6.2. Implicações Táticas e Estratégicas

  • O Fim das Grandes Operações Aerotransportadas Alemãs: As pesadas baixas sofridas pelos Fallschirmjäger em Creta levaram Hitler a proibir futuras operações aerotransportadas de grande escala, argumentando que a arma paraquedista era demasiado valiosa para ser "sacrificada" desta forma. Esta decisão teve um impacto significativo no curso da guerra, pois privou os alemães de uma ferramenta tática potente em campanhas posteriores.

  • A Resiliência da Defesa e o Potencial da Guerra Aerotransportada: Apesar das perdas alemãs, a Batalha de Creta demonstrou o potencial e a viabilidade de operações aerotransportadas em grande escala, influenciando o desenvolvimento das doutrinas e unidades aerotransportadas aliadas. Os Aliados estudaram atentamente os erros e sucessos alemães, o que mais tarde se refletiria nas suas próprias operações (como o Dia D e a Operação Market Garden).

  • Propaganda e Moral: A vitória em Creta foi um impulso de moral para a Alemanha, que a apresentou como uma demonstração da invencibilidade da Blitzkrieg e da superioridade da Luftwaffe. Para os Aliados, a defesa tenaz de Creta, embora mal sucedida, demonstrou a sua determinação e a capacidade de lutar contra odds avassaladoras.

6.3. O Legado de Creta

  • A Memória da Resistência: A resistência feroz dos civis cretenses deixou uma marca indelével na memória da ilha e na história da Segunda Guerra Mundial. Creta continua a ser um símbolo de desafio e sacrifício.

  • O Estudo da Guerra Aerotransportada: A Batalha de Creta permanece um caso de estudo essencial para estrategistas militares e historiadores, oferecendo lições valiosas sobre planeamento, execução e contratempos de operações aerotransportadas.
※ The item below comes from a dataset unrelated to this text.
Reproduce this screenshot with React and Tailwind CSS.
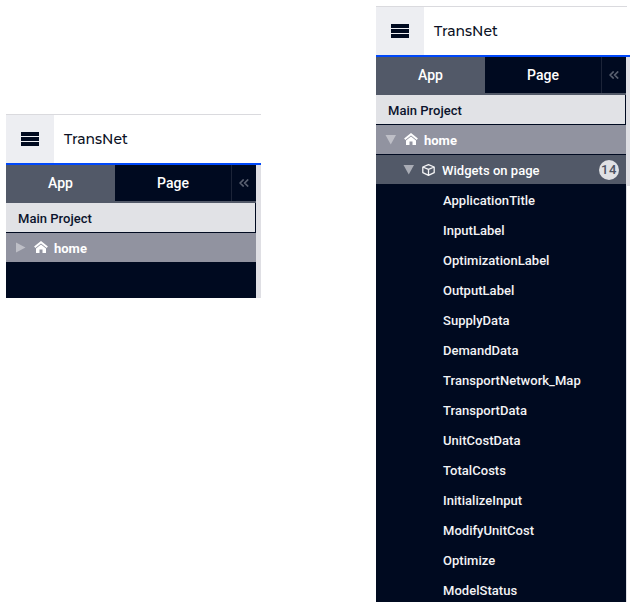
import React from "react";

const widgets = [
  "ApplicationTitle",
  "InputLabel",
  "OptimizationLabel",
  "OutputLabel",
  "SupplyData",
  "DemandData",
  "TransportNetwork_Map",
  "TransportData",
  "UnitCostData",
  "TotalCosts",
  "InitializeInput",
  "ModifyUnitCost",
  "Optimize",
  "ModelStatus",
];

function Header({ lineWidth }) {
  return (
    <header>
      <div className={`h-px bg-[#dadade] ${lineWidth}`} />
      <div className="flex h-12 items-center">
        <div className="flex h-12 w-12 flex-col items-center justify-center gap-px bg-[#edeef2]">
          <span className="h-1 w-[18px] bg-[#000a20]" />
          <span className="h-1 w-[18px] bg-[#000a20]" />
          <span className="h-1 w-[18px] bg-[#000a20]" />
        </div>
        <h1 className="pl-[10px] font-['Montserrat','Inter',sans-serif] text-[14px] leading-5 font-medium text-[#0b1024]">
          TransNet
        </h1>
      </div>
      <div className="h-0.5 bg-[#0048fa]" />
    </header>
  );
}

function Tabs() {
  return (
    <nav className="h-[38px] bg-[#525968]">
      <div className="flex h-9 text-[14px] leading-9 font-medium text-white">
        <div className="w-[109px] text-center">App</div>
        <div className="w-[116px] bg-[#000a20] text-center">Page</div>
        <div className="flex w-[25px] items-center justify-center border-l border-[#1c2438] bg-[#000a20]">
          <svg width="10" height="8" viewBox="0 0 10 8" fill="none" stroke="#596070" strokeWidth="1.7">
            <path d="M4.7 0.5 1.2 4l3.5 3.5M9.2 0.5 5.7 4l3.5 3.5" />
          </svg>
        </div>
      </div>
    </nav>
  );
}

function Arrow({ open, fill }) {
  return (
    <svg width="11" height="11" viewBox="0 0 11 11" className="shrink-0" fill={fill}>
      <path d={open ? "M0.5 1H11L5.75 10.5Z" : "M1 0.5 10.5 5.5 1 10.5Z"} />
    </svg>
  );
}

function HomeIcon() {
  return (
    <svg width="14" height="12" viewBox="0 0 14 12" className="block shrink-0">
      <path d="M.7 6.3 7 1.2l6.3 5.1" fill="none" stroke="white" strokeWidth="1.9" />
      <path d="M2 7.4 7 3.4l5 4V12H8.5V8.4H5.5V12H2Z" fill="white" />
    </svg>
  );
}

function CubeIcon() {
  return (
    <svg width="13" height="12" viewBox="0 0 13 12" fill="none" stroke="#f3f3f5" strokeWidth="1.3" strokeLinejoin="round" className="block shrink-0">
      <path d="M6.5.7 12.2 3v5.7l-5.7 2.6L.8 8.7V3ZM.8 3l5.7 2.4L12.2 3M6.5 5.4v5.9" />
    </svg>
  );
}

function Project({ open }) {
  return (
    <>
      <div className="h-[30px] border-r border-b border-[#000a20] bg-[#e1e2e6] pl-3 leading-[31px] font-medium tracking-[0.02px] text-[#0b132d]">
        Main Project
      </div>
      <div className="flex h-[29px] items-center bg-[#9193a0] pl-[9px] font-bold text-white">
        <Arrow open={open} fill="#bebfc7" />
        <span className="ml-2 pb-px"><HomeIcon /></span>
        <span className="ml-1.5 pt-px leading-[29px]">home</span>
      </div>
    </>
  );
}

function Panel({ open }) {
  return (
    <section className={open ? "w-[254px]" : "w-[255px]"}>
      <Header lineWidth={open ? "w-[251px]" : "w-full"} />
      <div className="flex">
        <div className={open ? "h-[545px] w-[250px] bg-[#000a20]" : "h-[133px] w-[250px] bg-[#000a20]"}>
          <Tabs />
          <Project open={open} />
          {open && (
            <>
              <div className="mt-px flex h-[29px] items-center bg-[#525968] pr-[7px] pl-[27px] font-medium text-white">
                <Arrow open fill="#a9acb5" />
                <span className="ml-2"><CubeIcon /></span>
                <span className="ml-[7px] pt-0.5 leading-[29px] tracking-[0.03px]">Widgets on page</span>
                <span className="ml-auto flex h-5 w-5 items-center justify-center rounded-full bg-[#e0e1e4] pt-px font-['Roboto',sans-serif] text-[13px] font-medium tracking-[0.5px] text-[#4d5362]">
                  14
                </span>
              </div>
              <ul className="pt-px pl-[67px] font-medium tracking-[0.03px] text-[#f3f3f5]">
                {widgets.map((name) => (
                  <li key={name} className="h-[30px] leading-[31px]">{name}</li>
                ))}
              </ul>
            </>
          )}
        </div>
        {open ? (
          <div className="flex-1">
            <div className="h-[129px] bg-[#dfdfe4]" />
            <div className="h-[416px] w-px bg-[#dfdfe4]" />
          </div>
        ) : (
          <div className="flex-1 bg-[#dfdfe4]" />
        )}
      </div>
    </section>
  );
}

export default function App() {
  return (
    <main className="flex h-[606px] w-[632px] items-start overflow-hidden bg-white pl-1.5 font-['Roboto',sans-serif] text-[13px]">
      <div className="pt-[114px]">
        <Panel open={false} />
      </div>
      <div className="ml-[115px] pt-1.5">
        <Panel open />
      </div>
    </main>
  );
}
  • Brutalidade da Ocupação: A ocupação alemã de Creta, que se seguiu à batalha, foi marcada por uma repressão brutal, com execuções e retaliações contra a população civil, que continuou a resistir.

Conclusão

A Batalha de Creta foi um conflito de proporções épicas, caracterizado pela inovação tática, pela brutalidade dos combates e pela tenacidade da resistência. Embora uma vitória alemã, o seu custo em vidas e recursos, particularmente para as unidades aerotransportadas, alterou o curso da estratégia militar alemã e demonstrou a vulnerabilidade de operações aerotransportadas em grande escala contra defesas bem organizadas. Para os Aliados, Creta foi uma derrota dolorosa, mas também uma fonte de lições cruciais que moldariam as suas futuras operações. Mais de oitenta anos depois, a Batalha de Creta continua a ser um testemunho da coragem, do sacrifício e das complexidades inerentes à guerra moderna.